Prompt:
Say the number of lines containing the string "this", and say nothing else.

### Material provided

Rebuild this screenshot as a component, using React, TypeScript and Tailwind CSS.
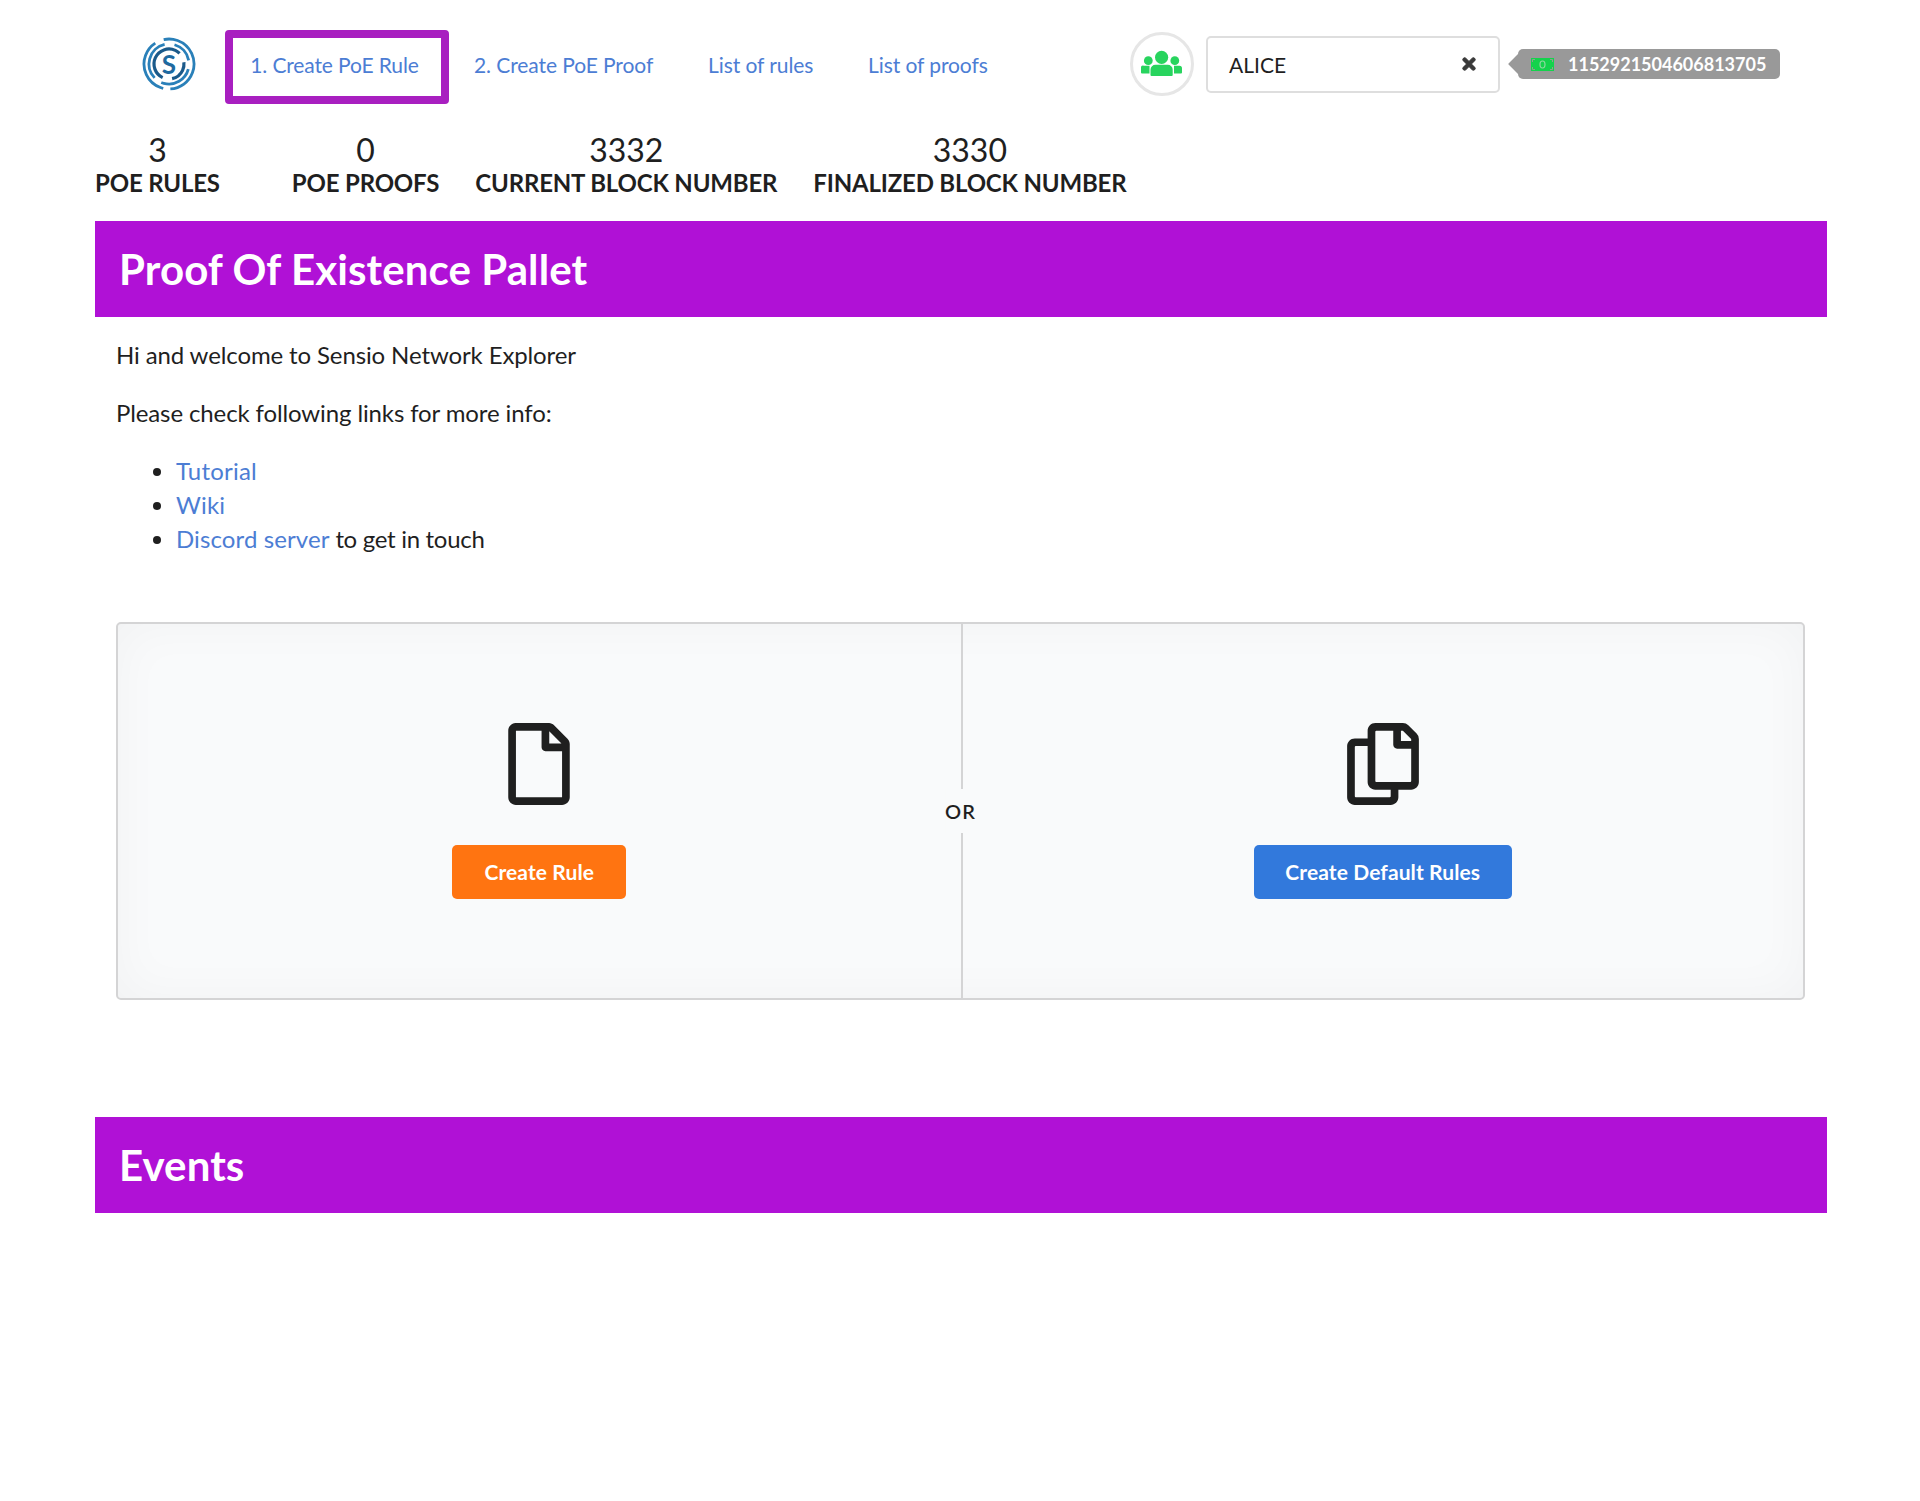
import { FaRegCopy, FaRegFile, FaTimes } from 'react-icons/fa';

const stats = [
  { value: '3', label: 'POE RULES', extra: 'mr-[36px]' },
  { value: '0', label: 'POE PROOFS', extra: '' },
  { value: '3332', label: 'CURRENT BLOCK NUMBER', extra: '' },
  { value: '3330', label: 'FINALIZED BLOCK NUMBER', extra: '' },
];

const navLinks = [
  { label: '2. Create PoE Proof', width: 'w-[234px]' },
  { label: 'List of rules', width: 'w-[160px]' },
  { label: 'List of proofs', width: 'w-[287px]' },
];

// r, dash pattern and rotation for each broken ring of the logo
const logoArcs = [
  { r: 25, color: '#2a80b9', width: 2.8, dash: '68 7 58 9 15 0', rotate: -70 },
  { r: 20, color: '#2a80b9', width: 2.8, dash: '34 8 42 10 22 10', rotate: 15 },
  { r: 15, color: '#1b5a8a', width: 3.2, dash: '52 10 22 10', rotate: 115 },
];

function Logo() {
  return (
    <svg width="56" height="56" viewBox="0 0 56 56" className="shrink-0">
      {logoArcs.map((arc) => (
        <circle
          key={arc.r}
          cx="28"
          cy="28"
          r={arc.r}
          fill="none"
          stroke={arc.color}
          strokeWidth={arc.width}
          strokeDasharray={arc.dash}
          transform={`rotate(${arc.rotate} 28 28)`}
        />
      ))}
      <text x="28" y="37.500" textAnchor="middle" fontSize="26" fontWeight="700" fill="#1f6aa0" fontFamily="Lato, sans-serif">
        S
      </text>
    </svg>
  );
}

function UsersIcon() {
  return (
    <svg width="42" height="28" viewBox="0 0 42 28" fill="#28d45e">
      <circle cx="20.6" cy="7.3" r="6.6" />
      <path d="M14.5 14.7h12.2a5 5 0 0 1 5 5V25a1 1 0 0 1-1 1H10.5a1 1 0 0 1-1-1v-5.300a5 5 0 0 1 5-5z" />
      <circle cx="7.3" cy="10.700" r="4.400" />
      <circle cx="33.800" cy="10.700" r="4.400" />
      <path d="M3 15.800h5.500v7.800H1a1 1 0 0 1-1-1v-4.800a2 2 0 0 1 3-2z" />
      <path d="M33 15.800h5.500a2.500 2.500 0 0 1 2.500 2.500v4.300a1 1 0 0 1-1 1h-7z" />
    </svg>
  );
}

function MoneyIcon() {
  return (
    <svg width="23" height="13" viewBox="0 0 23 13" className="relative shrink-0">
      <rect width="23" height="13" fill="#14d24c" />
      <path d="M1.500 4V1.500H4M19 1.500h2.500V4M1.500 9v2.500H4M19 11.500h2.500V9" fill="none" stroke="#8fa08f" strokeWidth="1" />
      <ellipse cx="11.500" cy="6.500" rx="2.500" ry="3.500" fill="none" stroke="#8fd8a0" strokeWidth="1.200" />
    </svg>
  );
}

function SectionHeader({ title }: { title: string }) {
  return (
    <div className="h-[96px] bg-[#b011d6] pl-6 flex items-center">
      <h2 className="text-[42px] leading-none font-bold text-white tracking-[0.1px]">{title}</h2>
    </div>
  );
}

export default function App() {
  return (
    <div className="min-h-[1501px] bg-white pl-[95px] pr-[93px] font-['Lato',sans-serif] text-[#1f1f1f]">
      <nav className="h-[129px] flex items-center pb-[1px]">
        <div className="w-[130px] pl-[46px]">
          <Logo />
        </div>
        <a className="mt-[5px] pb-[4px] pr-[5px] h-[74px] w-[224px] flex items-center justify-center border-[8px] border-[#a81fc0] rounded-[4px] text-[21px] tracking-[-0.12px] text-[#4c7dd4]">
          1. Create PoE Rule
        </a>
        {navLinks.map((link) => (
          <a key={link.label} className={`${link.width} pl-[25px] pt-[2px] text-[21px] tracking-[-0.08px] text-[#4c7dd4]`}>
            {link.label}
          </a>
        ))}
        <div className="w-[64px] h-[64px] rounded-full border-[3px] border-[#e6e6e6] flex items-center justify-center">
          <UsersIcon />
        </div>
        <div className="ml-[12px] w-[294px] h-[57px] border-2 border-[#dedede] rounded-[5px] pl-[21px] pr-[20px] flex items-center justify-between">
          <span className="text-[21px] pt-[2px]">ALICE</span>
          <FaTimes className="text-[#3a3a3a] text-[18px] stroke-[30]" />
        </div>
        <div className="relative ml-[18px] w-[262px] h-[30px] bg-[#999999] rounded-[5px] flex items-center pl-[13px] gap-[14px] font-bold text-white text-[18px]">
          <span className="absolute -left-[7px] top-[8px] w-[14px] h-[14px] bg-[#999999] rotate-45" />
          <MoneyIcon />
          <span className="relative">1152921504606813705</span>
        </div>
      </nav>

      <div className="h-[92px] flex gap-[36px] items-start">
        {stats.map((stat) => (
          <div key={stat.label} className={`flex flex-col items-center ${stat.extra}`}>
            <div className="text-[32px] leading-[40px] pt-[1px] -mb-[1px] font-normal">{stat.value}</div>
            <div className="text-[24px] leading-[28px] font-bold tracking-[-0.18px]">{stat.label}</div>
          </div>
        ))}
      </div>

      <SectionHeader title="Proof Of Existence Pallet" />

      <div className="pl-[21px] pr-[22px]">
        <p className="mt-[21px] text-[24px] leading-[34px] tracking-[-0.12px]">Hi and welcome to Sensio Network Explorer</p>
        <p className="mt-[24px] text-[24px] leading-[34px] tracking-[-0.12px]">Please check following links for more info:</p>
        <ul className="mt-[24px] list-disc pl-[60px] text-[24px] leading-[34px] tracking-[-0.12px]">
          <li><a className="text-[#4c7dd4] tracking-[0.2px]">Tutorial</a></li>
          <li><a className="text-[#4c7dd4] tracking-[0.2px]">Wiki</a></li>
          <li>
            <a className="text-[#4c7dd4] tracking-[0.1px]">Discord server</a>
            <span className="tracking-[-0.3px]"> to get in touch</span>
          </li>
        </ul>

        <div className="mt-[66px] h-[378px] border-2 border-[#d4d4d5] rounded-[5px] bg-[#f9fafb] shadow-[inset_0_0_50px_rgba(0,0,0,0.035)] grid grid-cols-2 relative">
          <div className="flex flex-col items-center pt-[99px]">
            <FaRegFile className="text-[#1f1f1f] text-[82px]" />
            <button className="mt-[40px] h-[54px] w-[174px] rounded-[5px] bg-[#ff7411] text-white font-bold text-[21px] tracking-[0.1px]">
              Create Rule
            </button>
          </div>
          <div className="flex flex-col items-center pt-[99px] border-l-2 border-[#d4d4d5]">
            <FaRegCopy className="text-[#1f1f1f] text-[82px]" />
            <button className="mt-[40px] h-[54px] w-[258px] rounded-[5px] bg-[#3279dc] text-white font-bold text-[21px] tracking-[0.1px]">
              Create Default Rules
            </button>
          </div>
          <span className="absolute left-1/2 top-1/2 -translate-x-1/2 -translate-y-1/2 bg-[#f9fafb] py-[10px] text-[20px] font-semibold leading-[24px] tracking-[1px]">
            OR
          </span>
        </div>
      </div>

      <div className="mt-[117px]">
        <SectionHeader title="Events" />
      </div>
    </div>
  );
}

######
### Material provided

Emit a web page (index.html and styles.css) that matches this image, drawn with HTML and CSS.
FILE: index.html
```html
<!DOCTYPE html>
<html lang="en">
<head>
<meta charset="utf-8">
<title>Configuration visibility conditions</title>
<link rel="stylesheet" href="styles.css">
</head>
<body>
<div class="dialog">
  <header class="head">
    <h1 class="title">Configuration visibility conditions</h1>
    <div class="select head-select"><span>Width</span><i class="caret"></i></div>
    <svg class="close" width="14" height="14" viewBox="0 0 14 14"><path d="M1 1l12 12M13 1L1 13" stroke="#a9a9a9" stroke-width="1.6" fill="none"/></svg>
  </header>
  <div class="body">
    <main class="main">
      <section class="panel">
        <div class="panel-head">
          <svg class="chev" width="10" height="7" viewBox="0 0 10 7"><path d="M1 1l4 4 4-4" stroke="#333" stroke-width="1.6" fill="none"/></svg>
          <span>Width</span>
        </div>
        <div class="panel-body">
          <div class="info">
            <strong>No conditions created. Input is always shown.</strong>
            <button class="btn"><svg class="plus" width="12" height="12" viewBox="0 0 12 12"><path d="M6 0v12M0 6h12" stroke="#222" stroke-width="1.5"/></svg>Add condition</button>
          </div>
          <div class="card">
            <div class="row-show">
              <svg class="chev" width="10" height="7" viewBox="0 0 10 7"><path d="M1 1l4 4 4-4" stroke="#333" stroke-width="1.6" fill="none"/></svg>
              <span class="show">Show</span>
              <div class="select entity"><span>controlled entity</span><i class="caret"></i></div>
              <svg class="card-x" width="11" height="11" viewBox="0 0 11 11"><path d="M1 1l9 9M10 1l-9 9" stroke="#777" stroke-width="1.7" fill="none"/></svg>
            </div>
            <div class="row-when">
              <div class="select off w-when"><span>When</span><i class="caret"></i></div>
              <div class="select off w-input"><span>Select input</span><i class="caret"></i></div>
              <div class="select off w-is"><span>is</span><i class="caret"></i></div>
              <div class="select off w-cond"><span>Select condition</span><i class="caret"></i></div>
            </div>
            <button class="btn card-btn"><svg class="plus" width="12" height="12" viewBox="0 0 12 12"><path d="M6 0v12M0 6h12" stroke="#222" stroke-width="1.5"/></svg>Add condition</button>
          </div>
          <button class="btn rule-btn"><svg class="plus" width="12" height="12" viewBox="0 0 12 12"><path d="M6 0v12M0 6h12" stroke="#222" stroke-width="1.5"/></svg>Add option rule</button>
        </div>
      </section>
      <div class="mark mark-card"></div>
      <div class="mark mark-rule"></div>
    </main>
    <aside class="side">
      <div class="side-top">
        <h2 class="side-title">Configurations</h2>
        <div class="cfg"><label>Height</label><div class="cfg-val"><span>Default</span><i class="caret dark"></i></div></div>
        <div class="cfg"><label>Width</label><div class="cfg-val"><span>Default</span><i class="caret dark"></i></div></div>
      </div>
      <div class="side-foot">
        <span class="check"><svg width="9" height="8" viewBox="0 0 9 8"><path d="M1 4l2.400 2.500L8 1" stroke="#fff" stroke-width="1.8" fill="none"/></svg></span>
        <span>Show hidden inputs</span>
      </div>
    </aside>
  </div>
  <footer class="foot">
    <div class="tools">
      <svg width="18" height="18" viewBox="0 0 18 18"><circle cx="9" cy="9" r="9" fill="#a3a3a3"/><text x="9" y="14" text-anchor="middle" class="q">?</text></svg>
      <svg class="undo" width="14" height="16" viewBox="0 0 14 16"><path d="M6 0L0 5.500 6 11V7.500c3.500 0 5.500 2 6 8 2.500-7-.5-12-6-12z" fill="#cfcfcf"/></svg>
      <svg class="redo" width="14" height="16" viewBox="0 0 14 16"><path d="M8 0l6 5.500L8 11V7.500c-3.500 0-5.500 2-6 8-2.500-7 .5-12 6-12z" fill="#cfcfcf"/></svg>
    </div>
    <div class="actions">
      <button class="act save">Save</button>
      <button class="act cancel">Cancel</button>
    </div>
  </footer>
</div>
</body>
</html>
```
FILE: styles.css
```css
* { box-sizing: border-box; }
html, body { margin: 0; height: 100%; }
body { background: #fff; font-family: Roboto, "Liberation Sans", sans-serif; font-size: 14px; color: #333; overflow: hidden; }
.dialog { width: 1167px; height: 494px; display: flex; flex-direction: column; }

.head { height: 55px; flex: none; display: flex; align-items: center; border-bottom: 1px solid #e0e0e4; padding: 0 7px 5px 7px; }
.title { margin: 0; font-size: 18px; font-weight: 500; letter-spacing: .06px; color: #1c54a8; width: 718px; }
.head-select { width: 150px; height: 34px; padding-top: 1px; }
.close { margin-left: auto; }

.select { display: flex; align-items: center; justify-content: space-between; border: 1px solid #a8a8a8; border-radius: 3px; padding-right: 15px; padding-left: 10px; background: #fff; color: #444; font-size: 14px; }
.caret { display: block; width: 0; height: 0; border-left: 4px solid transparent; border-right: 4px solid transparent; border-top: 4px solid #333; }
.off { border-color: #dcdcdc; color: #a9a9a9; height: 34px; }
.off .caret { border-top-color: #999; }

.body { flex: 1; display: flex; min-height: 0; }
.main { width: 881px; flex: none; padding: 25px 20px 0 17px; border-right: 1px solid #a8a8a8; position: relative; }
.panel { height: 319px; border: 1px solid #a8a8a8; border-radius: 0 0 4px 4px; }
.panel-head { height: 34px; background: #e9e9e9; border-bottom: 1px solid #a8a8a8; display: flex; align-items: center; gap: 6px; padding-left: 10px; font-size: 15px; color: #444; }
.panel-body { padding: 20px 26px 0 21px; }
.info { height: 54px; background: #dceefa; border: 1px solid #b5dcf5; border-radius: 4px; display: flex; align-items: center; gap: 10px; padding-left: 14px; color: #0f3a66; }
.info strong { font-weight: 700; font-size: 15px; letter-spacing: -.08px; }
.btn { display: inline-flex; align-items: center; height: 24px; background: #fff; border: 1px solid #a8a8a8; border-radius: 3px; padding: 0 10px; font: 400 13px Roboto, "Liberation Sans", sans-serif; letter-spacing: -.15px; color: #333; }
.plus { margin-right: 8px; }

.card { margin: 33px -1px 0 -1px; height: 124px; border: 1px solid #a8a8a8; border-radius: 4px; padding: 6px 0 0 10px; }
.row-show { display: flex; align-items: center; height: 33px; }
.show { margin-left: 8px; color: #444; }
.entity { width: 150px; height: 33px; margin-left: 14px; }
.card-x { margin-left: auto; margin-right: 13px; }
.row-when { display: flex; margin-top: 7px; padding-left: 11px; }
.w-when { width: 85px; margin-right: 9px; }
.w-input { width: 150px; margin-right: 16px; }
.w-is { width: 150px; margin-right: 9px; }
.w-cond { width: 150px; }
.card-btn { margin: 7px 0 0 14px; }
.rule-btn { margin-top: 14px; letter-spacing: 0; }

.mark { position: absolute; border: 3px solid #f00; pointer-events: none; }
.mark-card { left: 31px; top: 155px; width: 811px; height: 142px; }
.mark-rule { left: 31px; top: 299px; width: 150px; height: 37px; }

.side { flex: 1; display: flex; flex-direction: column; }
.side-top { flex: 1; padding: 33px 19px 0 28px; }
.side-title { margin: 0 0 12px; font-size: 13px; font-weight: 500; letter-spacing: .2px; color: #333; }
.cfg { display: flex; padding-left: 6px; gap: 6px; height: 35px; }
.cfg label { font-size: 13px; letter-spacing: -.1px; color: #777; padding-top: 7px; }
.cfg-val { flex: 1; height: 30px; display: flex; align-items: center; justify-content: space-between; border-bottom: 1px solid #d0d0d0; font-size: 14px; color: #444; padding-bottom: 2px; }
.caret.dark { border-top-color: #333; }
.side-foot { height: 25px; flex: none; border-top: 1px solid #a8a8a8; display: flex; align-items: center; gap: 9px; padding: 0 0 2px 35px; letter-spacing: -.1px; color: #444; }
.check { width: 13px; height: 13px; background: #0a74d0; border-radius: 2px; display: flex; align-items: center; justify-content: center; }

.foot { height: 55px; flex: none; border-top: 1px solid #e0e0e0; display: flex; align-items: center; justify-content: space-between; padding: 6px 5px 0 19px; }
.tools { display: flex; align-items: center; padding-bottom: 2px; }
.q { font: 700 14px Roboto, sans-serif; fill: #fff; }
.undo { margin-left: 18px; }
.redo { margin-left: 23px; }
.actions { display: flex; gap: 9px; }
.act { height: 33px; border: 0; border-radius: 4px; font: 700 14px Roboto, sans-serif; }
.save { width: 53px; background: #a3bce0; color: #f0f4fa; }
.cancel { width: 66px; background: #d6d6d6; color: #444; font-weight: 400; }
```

######

Final result:
2